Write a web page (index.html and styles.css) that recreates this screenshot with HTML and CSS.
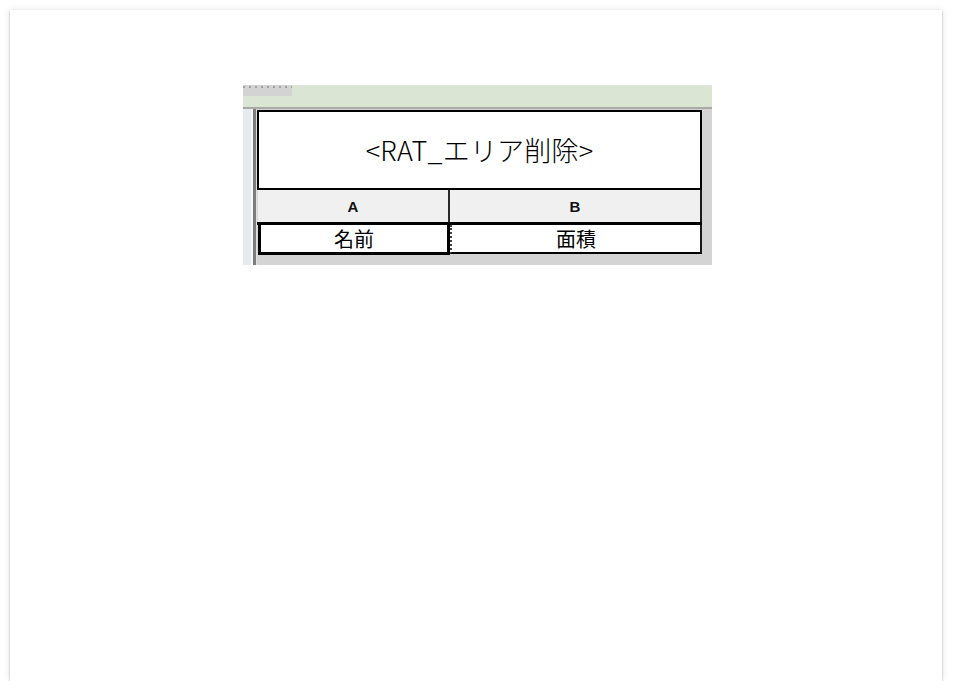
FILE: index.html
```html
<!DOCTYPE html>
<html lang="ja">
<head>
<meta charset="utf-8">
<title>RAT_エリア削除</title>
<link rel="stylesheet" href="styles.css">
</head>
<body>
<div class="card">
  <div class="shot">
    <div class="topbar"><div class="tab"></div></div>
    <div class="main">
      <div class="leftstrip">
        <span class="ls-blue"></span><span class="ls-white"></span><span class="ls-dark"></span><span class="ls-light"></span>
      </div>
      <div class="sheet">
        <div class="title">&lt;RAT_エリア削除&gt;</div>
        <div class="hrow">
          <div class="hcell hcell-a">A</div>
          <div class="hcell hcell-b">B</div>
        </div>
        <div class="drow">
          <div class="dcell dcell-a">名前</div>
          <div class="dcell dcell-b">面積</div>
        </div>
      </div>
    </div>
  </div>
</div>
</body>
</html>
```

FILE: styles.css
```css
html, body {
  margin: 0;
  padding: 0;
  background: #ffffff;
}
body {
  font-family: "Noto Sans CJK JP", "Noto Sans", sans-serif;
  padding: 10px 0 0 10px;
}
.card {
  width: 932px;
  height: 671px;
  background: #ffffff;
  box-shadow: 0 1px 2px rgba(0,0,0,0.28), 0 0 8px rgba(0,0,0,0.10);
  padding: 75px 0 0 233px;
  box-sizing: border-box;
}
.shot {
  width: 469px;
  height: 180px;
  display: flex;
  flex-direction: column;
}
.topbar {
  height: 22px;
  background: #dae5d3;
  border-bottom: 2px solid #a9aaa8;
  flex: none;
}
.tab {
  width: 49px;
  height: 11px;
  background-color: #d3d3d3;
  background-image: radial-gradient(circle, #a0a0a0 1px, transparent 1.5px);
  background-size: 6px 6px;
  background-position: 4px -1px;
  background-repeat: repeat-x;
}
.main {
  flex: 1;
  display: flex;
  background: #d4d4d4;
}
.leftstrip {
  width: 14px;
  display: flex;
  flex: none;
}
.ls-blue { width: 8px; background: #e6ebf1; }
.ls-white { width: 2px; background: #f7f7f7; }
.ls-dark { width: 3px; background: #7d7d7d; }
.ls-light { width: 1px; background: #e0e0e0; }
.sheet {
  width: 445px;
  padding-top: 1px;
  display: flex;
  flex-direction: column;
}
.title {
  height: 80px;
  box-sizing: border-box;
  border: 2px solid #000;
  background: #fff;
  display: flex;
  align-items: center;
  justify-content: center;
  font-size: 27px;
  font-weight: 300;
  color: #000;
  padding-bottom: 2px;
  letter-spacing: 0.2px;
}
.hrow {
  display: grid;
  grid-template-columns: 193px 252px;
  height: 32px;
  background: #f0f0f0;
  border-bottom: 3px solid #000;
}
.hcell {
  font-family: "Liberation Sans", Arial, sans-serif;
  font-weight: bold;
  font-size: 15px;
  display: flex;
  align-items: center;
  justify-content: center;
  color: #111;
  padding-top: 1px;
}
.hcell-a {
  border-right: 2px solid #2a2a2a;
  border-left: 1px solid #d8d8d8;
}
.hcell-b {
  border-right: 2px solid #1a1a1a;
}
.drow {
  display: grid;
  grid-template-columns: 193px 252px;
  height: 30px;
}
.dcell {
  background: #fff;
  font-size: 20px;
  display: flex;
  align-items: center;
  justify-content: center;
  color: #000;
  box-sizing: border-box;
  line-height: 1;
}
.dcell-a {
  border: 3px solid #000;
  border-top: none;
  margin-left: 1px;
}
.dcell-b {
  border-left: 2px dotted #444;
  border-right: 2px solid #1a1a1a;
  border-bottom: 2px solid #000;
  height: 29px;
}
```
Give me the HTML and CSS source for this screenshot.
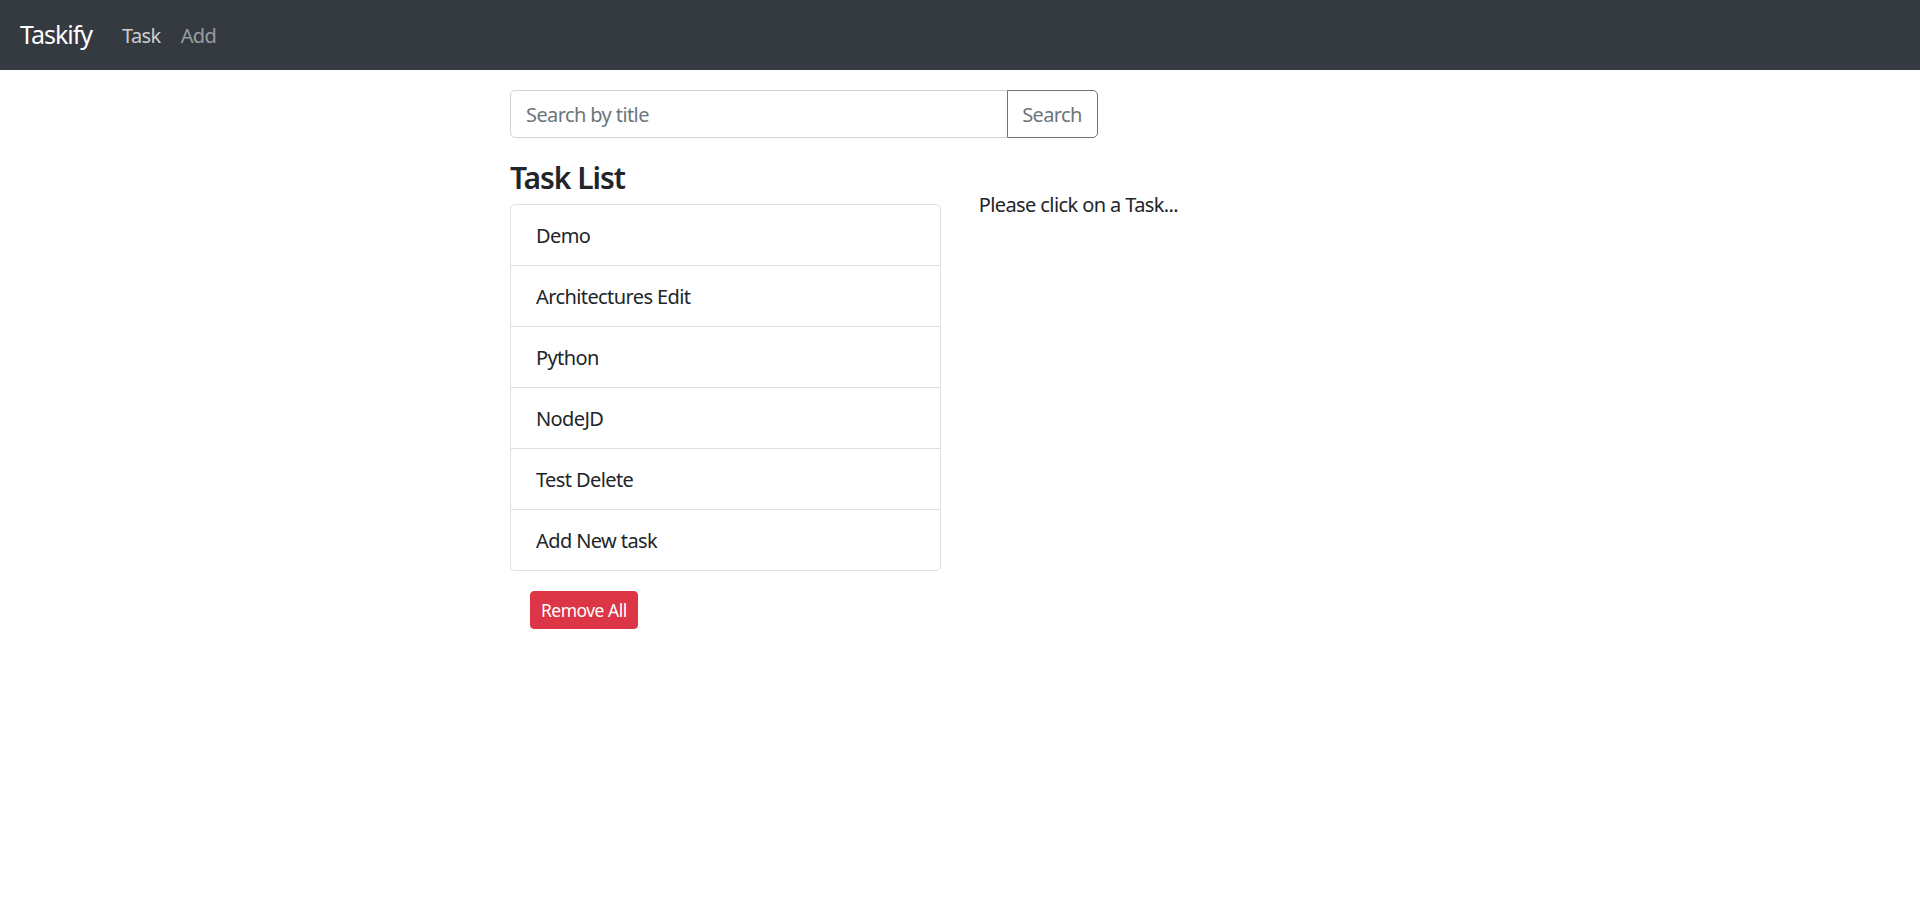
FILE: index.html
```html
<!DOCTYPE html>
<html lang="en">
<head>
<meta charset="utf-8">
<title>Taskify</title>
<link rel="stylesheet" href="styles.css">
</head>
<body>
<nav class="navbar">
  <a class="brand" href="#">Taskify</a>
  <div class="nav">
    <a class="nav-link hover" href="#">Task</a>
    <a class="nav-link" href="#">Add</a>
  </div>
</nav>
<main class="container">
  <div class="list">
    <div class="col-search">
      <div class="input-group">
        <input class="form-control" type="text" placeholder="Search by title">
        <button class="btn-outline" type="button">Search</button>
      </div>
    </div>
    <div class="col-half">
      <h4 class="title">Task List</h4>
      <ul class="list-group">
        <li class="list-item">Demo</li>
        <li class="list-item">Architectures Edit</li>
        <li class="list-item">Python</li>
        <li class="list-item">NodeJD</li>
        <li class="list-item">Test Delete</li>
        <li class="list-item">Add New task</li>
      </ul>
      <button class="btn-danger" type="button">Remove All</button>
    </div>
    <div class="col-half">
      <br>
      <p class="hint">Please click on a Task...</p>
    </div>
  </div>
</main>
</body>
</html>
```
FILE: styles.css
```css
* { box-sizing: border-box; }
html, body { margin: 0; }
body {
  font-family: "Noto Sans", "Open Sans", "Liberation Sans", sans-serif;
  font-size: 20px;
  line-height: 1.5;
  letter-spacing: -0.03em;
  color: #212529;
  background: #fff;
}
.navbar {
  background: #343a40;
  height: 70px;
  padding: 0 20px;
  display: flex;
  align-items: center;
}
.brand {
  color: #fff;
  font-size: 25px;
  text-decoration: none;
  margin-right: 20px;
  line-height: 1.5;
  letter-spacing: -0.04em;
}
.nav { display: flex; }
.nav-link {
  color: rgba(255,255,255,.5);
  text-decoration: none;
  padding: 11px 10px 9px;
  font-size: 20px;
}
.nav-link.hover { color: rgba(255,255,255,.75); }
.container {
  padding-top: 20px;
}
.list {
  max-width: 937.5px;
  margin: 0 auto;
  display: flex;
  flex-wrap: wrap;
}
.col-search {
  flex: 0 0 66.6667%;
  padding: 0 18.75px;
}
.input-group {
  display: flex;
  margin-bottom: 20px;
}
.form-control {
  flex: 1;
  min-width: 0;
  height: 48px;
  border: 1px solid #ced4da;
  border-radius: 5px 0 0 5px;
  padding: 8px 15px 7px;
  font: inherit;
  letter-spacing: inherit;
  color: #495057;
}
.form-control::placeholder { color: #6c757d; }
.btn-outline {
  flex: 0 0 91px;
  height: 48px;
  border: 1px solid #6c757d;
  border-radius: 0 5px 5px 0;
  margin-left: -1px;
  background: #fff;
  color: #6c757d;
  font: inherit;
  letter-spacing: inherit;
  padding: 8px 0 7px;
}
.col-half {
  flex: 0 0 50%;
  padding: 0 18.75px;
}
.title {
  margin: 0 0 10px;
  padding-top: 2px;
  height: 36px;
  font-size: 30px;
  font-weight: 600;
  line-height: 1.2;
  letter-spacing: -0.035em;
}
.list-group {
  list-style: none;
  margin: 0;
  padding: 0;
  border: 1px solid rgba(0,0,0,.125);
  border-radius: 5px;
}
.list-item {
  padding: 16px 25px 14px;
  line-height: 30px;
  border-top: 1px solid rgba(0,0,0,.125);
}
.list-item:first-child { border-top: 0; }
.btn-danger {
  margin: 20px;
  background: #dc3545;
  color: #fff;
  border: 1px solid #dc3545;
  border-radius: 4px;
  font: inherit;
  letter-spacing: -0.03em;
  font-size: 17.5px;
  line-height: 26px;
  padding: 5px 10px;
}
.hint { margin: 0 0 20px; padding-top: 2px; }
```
§
- Task objective: Pictures in the records must not appear in the copy; transcribe everything else precisely.

- Exercise answer:
Write a web page (index.html and styles.css) that recreates this screenshot with HTML and CSS.
FILE: index.html
```html
<!DOCTYPE html>
<html lang="ja">
<head>
<meta charset="utf-8">
<title>RAT_エリア削除</title>
<link rel="stylesheet" href="styles.css">
</head>
<body>
<div class="card">
  <div class="shot">
    <div class="topbar"><div class="tab"></div></div>
    <div class="main">
      <div class="leftstrip">
        <span class="ls-blue"></span><span class="ls-white"></span><span class="ls-dark"></span><span class="ls-light"></span>
      </div>
      <div class="sheet">
        <div class="title">&lt;RAT_エリア削除&gt;</div>
        <div class="hrow">
          <div class="hcell hcell-a">A</div>
          <div class="hcell hcell-b">B</div>
        </div>
        <div class="drow">
          <div class="dcell dcell-a">名前</div>
          <div class="dcell dcell-b">面積</div>
        </div>
      </div>
    </div>
  </div>
</div>
</body>
</html>
```

FILE: styles.css
```css
html, body {
  margin: 0;
  padding: 0;
  background: #ffffff;
}
body {
  font-family: "Noto Sans CJK JP", "Noto Sans", sans-serif;
  padding: 10px 0 0 10px;
}
.card {
  width: 932px;
  height: 671px;
  background: #ffffff;
  box-shadow: 0 1px 2px rgba(0,0,0,0.28), 0 0 8px rgba(0,0,0,0.10);
  padding: 75px 0 0 233px;
  box-sizing: border-box;
}
.shot {
  width: 469px;
  height: 180px;
  display: flex;
  flex-direction: column;
}
.topbar {
  height: 22px;
  background: #dae5d3;
  border-bottom: 2px solid #a9aaa8;
  flex: none;
}
.tab {
  width: 49px;
  height: 11px;
  background-color: #d3d3d3;
  background-image: radial-gradient(circle, #a0a0a0 1px, transparent 1.5px);
  background-size: 6px 6px;
  background-position: 4px -1px;
  background-repeat: repeat-x;
}
.main {
  flex: 1;
  display: flex;
  background: #d4d4d4;
}
.leftstrip {
  width: 14px;
  display: flex;
  flex: none;
}
.ls-blue { width: 8px; background: #e6ebf1; }
.ls-white { width: 2px; background: #f7f7f7; }
.ls-dark { width: 3px; background: #7d7d7d; }
.ls-light { width: 1px; background: #e0e0e0; }
.sheet {
  width: 445px;
  padding-top: 1px;
  display: flex;
  flex-direction: column;
}
.title {
  height: 80px;
  box-sizing: border-box;
  border: 2px solid #000;
  background: #fff;
  display: flex;
  align-items: center;
  justify-content: center;
  font-size: 27px;
  font-weight: 300;
  color: #000;
  padding-bottom: 2px;
  letter-spacing: 0.2px;
}
.hrow {
  display: grid;
  grid-template-columns: 193px 252px;
  height: 32px;
  background: #f0f0f0;
  border-bottom: 3px solid #000;
}
.hcell {
  font-family: "Liberation Sans", Arial, sans-serif;
  font-weight: bold;
  font-size: 15px;
  display: flex;
  align-items: center;
  justify-content: center;
  color: #111;
  padding-top: 1px;
}
.hcell-a {
  border-right: 2px solid #2a2a2a;
  border-left: 1px solid #d8d8d8;
}
.hcell-b {
  border-right: 2px solid #1a1a1a;
}
.drow {
  display: grid;
  grid-template-columns: 193px 252px;
  height: 30px;
}
.dcell {
  background: #fff;
  font-size: 20px;
  display: flex;
  align-items: center;
  justify-content: center;
  color: #000;
  box-sizing: border-box;
  line-height: 1;
}
.dcell-a {
  border: 3px solid #000;
  border-top: none;
  margin-left: 1px;
}
.dcell-b {
  border-left: 2px dotted #444;
  border-right: 2px solid #1a1a1a;
  border-bottom: 2px solid #000;
  height: 29px;
}
```
Give me the HTML and CSS source for this screenshot.
FILE: index.html
```html
<!DOCTYPE html>
<html lang="en">
<head>
<meta charset="utf-8">
<title>Taskify</title>
<link rel="stylesheet" href="styles.css">
</head>
<body>
<nav class="navbar">
  <a class="brand" href="#">Taskify</a>
  <div class="nav">
    <a class="nav-link hover" href="#">Task</a>
    <a class="nav-link" href="#">Add</a>
  </div>
</nav>
<main class="container">
  <div class="list">
    <div class="col-search">
      <div class="input-group">
        <input class="form-control" type="text" placeholder="Search by title">
        <button class="btn-outline" type="button">Search</button>
      </div>
    </div>
    <div class="col-half">
      <h4 class="title">Task List</h4>
      <ul class="list-group">
        <li class="list-item">Demo</li>
        <li class="list-item">Architectures Edit</li>
        <li class="list-item">Python</li>
        <li class="list-item">NodeJD</li>
        <li class="list-item">Test Delete</li>
        <li class="list-item">Add New task</li>
      </ul>
      <button class="btn-danger" type="button">Remove All</button>
    </div>
    <div class="col-half">
      <br>
      <p class="hint">Please click on a Task...</p>
    </div>
  </div>
</main>
</body>
</html>
```
FILE: styles.css
```css
* { box-sizing: border-box; }
html, body { margin: 0; }
body {
  font-family: "Noto Sans", "Open Sans", "Liberation Sans", sans-serif;
  font-size: 20px;
  line-height: 1.5;
  letter-spacing: -0.03em;
  color: #212529;
  background: #fff;
}
.navbar {
  background: #343a40;
  height: 70px;
  padding: 0 20px;
  display: flex;
  align-items: center;
}
.brand {
  color: #fff;
  font-size: 25px;
  text-decoration: none;
  margin-right: 20px;
  line-height: 1.5;
  letter-spacing: -0.04em;
}
.nav { display: flex; }
.nav-link {
  color: rgba(255,255,255,.5);
  text-decoration: none;
  padding: 11px 10px 9px;
  font-size: 20px;
}
.nav-link.hover { color: rgba(255,255,255,.75); }
.container {
  padding-top: 20px;
}
.list {
  max-width: 937.5px;
  margin: 0 auto;
  display: flex;
  flex-wrap: wrap;
}
.col-search {
  flex: 0 0 66.6667%;
  padding: 0 18.75px;
}
.input-group {
  display: flex;
  margin-bottom: 20px;
}
.form-control {
  flex: 1;
  min-width: 0;
  height: 48px;
  border: 1px solid #ced4da;
  border-radius: 5px 0 0 5px;
  padding: 8px 15px 7px;
  font: inherit;
  letter-spacing: inherit;
  color: #495057;
}
.form-control::placeholder { color: #6c757d; }
.btn-outline {
  flex: 0 0 91px;
  height: 48px;
  border: 1px solid #6c757d;
  border-radius: 0 5px 5px 0;
  margin-left: -1px;
  background: #fff;
  color: #6c757d;
  font: inherit;
  letter-spacing: inherit;
  padding: 8px 0 7px;
}
.col-half {
  flex: 0 0 50%;
  padding: 0 18.75px;
}
.title {
  margin: 0 0 10px;
  padding-top: 2px;
  height: 36px;
  font-size: 30px;
  font-weight: 600;
  line-height: 1.2;
  letter-spacing: -0.035em;
}
.list-group {
  list-style: none;
  margin: 0;
  padding: 0;
  border: 1px solid rgba(0,0,0,.125);
  border-radius: 5px;
}
.list-item {
  padding: 16px 25px 14px;
  line-height: 30px;
  border-top: 1px solid rgba(0,0,0,.125);
}
.list-item:first-child { border-top: 0; }
.btn-danger {
  margin: 20px;
  background: #dc3545;
  color: #fff;
  border: 1px solid #dc3545;
  border-radius: 4px;
  font: inherit;
  letter-spacing: -0.03em;
  font-size: 17.5px;
  line-height: 26px;
  padding: 5px 10px;
}
.hint { margin: 0 0 20px; padding-top: 2px; }
```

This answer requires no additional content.